Using Pentaho Server and the CTools installer, I was able to configure Pentaho to use the Community Distributed Cache (CDC). This is really cool.

Now, I am trying to do a similar setup for just Mondrian without the use of the Pentaho Server. I have the Mondrain.war in my JBoss app server. I edited mondrain.properties and set "mondrian.rolap.SegmentCache=pt.webdetails.cdc.mondrian.SegmentCacheHazelcast" and have the CDC and related jar files in the class path. When JBoss is started and the Mondrian server is initializing, I get the following errors.

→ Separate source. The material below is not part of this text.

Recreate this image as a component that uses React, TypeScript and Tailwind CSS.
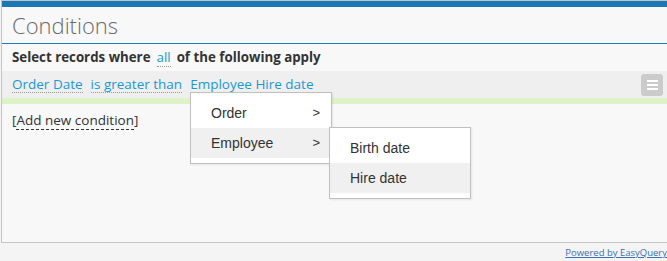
import { useState } from 'react';

const humanist = "font-['Open_Sans','DejaVu_Sans',sans-serif]";

function Link({ children }: { children: React.ReactNode }) {
  return (
    <span className="border-b border-dotted border-[#9a9a9a] leading-[15px] text-[#1a98d5]">{children}</span>
  );
}

export default function App() {
  const [active] = useState('Employee');

  return (
    <div className={`relative h-[261px] w-[667px] overflow-hidden bg-[#f4f4f4] pl-px ${humanist}`}>
      <div className="h-[243px] w-[680px] border border-[#c4c4c4] bg-[#f8f8f8]">
        <div className="h-[6px] bg-[#1b77b6]" />
        <div className="flex h-[37px] items-center border-b border-[#1e7bbb] px-[10px] text-[22px] font-light text-[#6b6b6b]">
          Conditions
        </div>
        <div className="flex h-[27px] items-center gap-[6px] px-[10px] text-[13.3px] font-bold text-[#333]">
          <span>Select records where</span>
          <span className="font-normal">
            <Link>all</Link>
          </span>
          <span>of the following apply</span>
        </div>
        <div className="flex h-[27px] items-center justify-between bg-[#efefef] pl-[10px] pr-[17px] text-[13.5px]">
          <div className="flex items-center gap-[8px]">
            <Link>Order Date</Link>
            <Link>is greater than</Link>
            <Link>Employee Hire date</Link>
          </div>
          <button className="flex h-[22px] w-[22px] flex-col items-center justify-center gap-[2px] rounded-[3px] bg-[#cbcbcb]">
            <span className="h-[2px] w-[11px] bg-white" />
            <span className="h-[2px] w-[11px] bg-white" />
            <span className="h-[2px] w-[11px] bg-white" />
          </button>
        </div>
        <div className="h-[6px] bg-[#ddf2c7]" />
        <div className="px-[10px] pt-[6px] text-[13.5px] text-[#333]">
          [<span className="border-b border-dashed border-[#333]">Add new condition</span>]
        </div>
      </div>
      <div className="flex justify-end pt-[3px]">
        <a className="text-[9.5px] text-[#3b6fb6] underline">Powered by EasyQuery</a>
      </div>

      <div className="absolute left-[190px] top-[92px] w-[142px] border border-[#c0c0c0] bg-white py-[5px] font-['Liberation_Sans',Arial,sans-serif] text-[14px] text-[#333] shadow-[1px_1px_2px_rgba(0,0,0,0.08)]">
        {['Order', 'Employee'].map((item) => (
          <div
            key={item}
            className={`flex h-[30px] items-center justify-between pl-[20px] pr-[11px] ${item === active ? 'bg-[#f0f0f0]' : ''}`}
          >
            <span>{item}</span>
            <span className="text-[13px]">&gt;</span>
          </div>
        ))}
      </div>

      <div className="absolute left-[329px] top-[127px] w-[142px] border border-[#c0c0c0] bg-white py-[5px] font-['Liberation_Sans',Arial,sans-serif] text-[14px] text-[#333] shadow-[1px_1px_2px_rgba(0,0,0,0.08)]">
        {['Birth date', 'Hire date'].map((item) => (
          <div
            key={item}
            className={`flex h-[30px] items-center pl-[20px] ${item === 'Hire date' ? 'bg-[#f0f0f0]' : ''}`}
          >
            {item}
          </div>
        ))}
      </div>
    </div>
  );
}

I have the log4j debug turned on for "pt.webdetails" and there are no logs from the CDC classes. Any idea what configuration/setup I am missing? Does the standalone Mondrain.war support Custom SegmentCache SPI?

=================================
2012-10-19 22:31:31,757 DEBUG [mondrian.rolap.agg.SegmentCacheWorker] Segment cache initialized: mondrian.rolap.cache.MemorySegmentCache
2012-10-19 22:31:31,757 DEBUG [mondrian.rolap.agg.SegmentCacheWorker] Starting cache instance: pt.webdetails.cdc.mondrian.SegmentCacheHazelcast
. . .
2012-10-19 22:31:31,773 DEBUG [mondrian.rolap.agg.SegmentCacheWorker] Segment cache initialized: pt.webdetails.cdc.mondrian.SegmentCacheHazelcast
. . .
2012-10-19 22:31:31,773 ERROR [org.jboss.ejb.plugins.LogInterceptor] Unexpected Error in method: public abstract java.lang.Object com.vitria.component.server.beans.Administration.invokeService(java.lang.String,java.lang.String,java.lang.Object[]) throws com.vitria.component.api.ComponentException,java.rmi.RemoteException
java.lang.ExceptionInInitializerError
at mondrian.olap.MondrianServer.forId(MondrianServer.java:77)
at mondrian.olap.DriverManager.getConnection(DriverManager.java:98)
at mondrian.olap.DriverManager.getConnection(DriverManager.java:68)
. . .
. . .
Caused by: java.lang.NullPointerException
at pt.webdetails.cdc.mondrian.SegmentCacheHazelcast.getCache(SegmentCacheHazelcast.java:30)
at pt.webdetails.cdc.mondrian.SegmentCacheHazelcast.addListener(SegmentCacheHazelcast.java:71)
at mondrian.rolap.agg.SegmentCacheManager.(SegmentCacheManager.java:273)
at mondrian.rolap.agg.AggregationManager.(AggregationManager.java:58)
at mondrian.server.MondrianServerImpl.(MondrianServerImpl.java:172)
at mondrian.server.MondrianServerRegistry.createWithRepository(MondrianServerRegistry.java:184)
at mondrian.server.MondrianServerRegistry.(MondrianServerRegistry.java:48)
at mondrian.server.MondrianServerRegistry.(MondrianServerRegistry.java:33)
=================================

Thanks,
Chang

Julian Hyde said...

> Does the standalone Mondrain.war support Custom SegmentCache SPI?

Yes. (Though it helps if you spell mondrian.war correctly.)

That said, this blog is not the place to debug CDC issues.Try the CDC forum.

ctscubedeveloper said...

hi julian ,
we have implemented 6 cubes in a server and if we have 6 concurrent users for all these 6 cubes will the mondrain cache will be shared for all these 6 cubes at a time or the requests are served on the sequential order

Julian Hyde said...

ctscubedeveloper,

Yes, Mondrian should populate and access the cache in parallel.